(AVAILABLE DATA):
____________________

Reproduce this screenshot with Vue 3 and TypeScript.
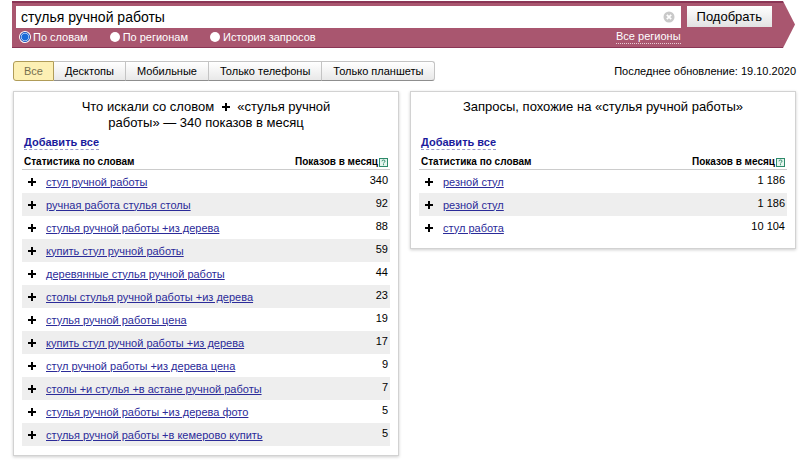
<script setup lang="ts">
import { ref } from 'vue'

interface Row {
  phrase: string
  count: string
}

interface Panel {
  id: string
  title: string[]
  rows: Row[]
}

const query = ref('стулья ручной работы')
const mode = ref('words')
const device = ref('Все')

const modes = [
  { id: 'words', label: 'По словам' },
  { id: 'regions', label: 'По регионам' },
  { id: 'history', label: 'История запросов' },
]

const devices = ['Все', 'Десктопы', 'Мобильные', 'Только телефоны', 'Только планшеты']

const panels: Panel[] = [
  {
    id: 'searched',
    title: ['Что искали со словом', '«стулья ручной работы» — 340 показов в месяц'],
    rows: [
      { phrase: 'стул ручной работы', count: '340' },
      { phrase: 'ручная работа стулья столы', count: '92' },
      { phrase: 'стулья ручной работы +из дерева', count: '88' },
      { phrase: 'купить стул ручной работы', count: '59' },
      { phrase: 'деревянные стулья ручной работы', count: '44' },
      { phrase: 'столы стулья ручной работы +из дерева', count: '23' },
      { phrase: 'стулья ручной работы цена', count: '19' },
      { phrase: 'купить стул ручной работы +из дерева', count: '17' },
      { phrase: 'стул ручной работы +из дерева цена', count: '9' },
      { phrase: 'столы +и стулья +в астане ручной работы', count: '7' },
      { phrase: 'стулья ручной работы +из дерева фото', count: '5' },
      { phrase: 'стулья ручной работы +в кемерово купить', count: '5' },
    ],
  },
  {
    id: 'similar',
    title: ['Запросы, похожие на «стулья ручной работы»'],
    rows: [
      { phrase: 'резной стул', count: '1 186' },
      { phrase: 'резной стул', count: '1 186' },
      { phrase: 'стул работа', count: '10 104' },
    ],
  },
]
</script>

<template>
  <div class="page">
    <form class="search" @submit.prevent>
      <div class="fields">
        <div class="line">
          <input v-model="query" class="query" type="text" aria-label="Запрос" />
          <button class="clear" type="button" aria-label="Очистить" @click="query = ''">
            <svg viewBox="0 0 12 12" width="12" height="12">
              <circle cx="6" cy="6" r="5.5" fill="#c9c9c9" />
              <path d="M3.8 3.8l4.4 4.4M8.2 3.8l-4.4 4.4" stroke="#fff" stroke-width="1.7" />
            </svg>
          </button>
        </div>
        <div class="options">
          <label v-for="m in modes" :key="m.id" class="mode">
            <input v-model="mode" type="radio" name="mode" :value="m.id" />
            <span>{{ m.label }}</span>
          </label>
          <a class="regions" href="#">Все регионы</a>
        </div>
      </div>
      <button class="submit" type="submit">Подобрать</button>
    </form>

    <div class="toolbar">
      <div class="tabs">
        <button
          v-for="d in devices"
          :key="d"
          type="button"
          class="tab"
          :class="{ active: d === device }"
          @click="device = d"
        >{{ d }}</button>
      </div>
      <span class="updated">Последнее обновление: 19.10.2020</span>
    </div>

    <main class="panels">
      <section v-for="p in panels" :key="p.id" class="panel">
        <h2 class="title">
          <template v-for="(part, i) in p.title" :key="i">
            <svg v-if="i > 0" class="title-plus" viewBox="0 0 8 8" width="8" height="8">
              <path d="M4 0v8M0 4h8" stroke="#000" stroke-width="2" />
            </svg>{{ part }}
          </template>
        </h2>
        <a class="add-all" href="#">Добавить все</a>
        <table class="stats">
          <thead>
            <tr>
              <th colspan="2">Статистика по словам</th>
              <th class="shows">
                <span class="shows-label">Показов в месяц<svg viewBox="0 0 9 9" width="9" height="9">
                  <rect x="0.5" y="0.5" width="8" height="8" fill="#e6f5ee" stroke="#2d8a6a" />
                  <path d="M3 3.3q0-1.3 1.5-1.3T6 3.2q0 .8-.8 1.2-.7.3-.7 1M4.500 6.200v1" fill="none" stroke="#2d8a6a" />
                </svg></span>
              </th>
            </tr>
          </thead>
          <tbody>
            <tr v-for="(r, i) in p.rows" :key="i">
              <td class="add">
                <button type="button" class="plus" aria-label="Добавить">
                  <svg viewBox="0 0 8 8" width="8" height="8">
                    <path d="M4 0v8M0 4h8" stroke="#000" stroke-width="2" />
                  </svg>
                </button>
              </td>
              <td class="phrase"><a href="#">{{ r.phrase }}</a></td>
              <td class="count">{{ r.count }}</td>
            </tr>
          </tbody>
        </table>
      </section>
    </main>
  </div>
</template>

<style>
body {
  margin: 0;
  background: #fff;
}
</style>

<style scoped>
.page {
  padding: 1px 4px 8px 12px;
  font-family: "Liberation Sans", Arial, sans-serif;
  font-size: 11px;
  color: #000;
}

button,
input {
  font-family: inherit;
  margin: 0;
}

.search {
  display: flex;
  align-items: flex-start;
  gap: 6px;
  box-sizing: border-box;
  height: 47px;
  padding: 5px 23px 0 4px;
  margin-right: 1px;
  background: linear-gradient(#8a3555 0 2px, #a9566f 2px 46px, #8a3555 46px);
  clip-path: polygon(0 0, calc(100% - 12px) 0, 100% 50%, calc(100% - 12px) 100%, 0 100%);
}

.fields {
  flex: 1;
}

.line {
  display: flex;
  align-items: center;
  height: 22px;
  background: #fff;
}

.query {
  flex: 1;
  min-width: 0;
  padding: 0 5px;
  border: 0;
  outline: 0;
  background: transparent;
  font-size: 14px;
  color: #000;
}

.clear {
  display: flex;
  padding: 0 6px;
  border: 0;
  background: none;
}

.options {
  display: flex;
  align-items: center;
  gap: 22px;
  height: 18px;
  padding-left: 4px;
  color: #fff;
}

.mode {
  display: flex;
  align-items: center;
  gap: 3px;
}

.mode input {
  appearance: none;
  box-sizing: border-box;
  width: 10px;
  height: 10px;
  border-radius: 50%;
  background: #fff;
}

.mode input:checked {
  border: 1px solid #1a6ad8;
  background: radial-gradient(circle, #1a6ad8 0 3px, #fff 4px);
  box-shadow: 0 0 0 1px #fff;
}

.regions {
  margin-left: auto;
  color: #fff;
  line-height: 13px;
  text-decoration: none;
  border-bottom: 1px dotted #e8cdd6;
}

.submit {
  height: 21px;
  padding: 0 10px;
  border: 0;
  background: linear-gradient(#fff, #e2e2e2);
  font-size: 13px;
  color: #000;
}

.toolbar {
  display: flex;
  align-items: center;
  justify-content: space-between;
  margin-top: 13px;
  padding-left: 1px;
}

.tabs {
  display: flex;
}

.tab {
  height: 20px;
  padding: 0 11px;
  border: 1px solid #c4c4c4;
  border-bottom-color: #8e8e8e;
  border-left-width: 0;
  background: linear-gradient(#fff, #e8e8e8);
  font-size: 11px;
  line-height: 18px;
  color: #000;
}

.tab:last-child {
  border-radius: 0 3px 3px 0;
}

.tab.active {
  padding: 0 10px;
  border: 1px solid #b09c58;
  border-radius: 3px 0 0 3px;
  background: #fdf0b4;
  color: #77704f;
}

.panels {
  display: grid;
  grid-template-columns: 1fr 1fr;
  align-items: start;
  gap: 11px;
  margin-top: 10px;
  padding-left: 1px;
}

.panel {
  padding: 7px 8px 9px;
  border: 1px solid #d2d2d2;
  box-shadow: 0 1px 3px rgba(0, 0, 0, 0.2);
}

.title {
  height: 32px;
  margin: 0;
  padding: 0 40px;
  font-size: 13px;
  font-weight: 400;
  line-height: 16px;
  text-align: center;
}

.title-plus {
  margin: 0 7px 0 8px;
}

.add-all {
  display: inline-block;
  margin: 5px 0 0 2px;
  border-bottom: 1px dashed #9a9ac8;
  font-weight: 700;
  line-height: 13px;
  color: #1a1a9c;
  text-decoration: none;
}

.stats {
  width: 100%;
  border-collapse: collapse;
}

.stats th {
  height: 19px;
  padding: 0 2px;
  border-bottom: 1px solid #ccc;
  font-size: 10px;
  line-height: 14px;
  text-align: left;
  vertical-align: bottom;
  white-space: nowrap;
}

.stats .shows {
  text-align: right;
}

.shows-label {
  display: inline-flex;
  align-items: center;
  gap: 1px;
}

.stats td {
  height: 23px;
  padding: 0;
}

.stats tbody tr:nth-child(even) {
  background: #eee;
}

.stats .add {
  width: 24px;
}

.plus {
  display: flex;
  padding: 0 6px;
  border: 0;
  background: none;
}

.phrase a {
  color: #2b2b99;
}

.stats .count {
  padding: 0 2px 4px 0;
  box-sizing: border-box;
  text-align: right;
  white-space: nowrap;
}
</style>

____________________

(WRITTEN PROBLEM): Write out exactly the opening lines of the data, stopping after the line that holds "const devices = ['Все', 'Десктопы', 'Мобильные', 'Только". Exclude pictures.

(IN RESPONSE):
Reproduce this screenshot with Vue 3 and TypeScript.
<script setup lang="ts">
import { ref } from 'vue'

interface Row {
  phrase: string
  count: string
}

interface Panel {
  id: string
  title: string[]
  rows: Row[]
}

const query = ref('стулья ручной работы')
const mode = ref('words')
const device = ref('Все')

const modes = [
  { id: 'words', label: 'По словам' },
  { id: 'regions', label: 'По регионам' },
  { id: 'history', label: 'История запросов' },
]

const devices = ['Все', 'Десктопы', 'Мобильные', 'Только телефоны', 'Только планшеты']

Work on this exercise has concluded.